What’s up with that car loan!?

Dont be afraid to explore ways you can work part time as well. Pay down debt. Then build up savings… is there potential for your husband to make more?
My husband is Brazilian and doesn’t speak English, not yet anyway. He’s working on getting his green card. He doesn’t have a social yet. He works in construction off the books for a friend of his who is also of Brazilian descent. The car loan is outrageous, I agree. Long story short, I have extremely bad credit and the dealership took advantage of me and my situation. Now we’re stuck with this used vehicle.
Hmmmm. Perhaps you could move to brazile where he could work legally and communicate. It makes more sense to have the earner in a situation that would lead to success.
 
Oh, I can never do that! Move to Brazil. All my family is here. My sisters and mom have been a great help when I need it with caring for my 2 babies. I do struggle with depression. Having the extra help lifts my burden a bit which helps with the depression.
 
The financial aspect needs a dave Ramsey approach.
What’s up with that car loan!?

Dont be afraid to explore ways you can work part time as well. Pay down debt. Then build up savings… is there potential for your husband to make more?

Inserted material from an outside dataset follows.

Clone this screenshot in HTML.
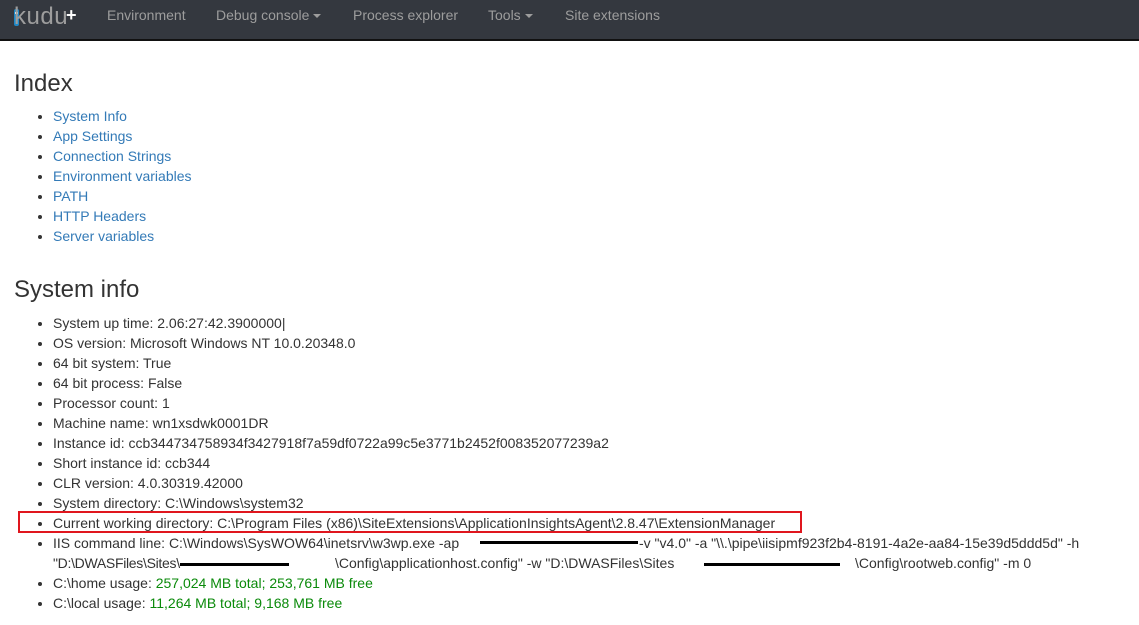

Would working part time be worth it since my checks will mostly go to daycare costs? Especially if I get a job that pays minimum wage?
 
Well we dont want to derail from nfp and this probably deserves a thread on ts own, I will just say that your husband’s first priority should be to legalize himself ASAP and then work on furthering education (Formal or otherwise) that will help him succeed. And that probably includes learning a third language…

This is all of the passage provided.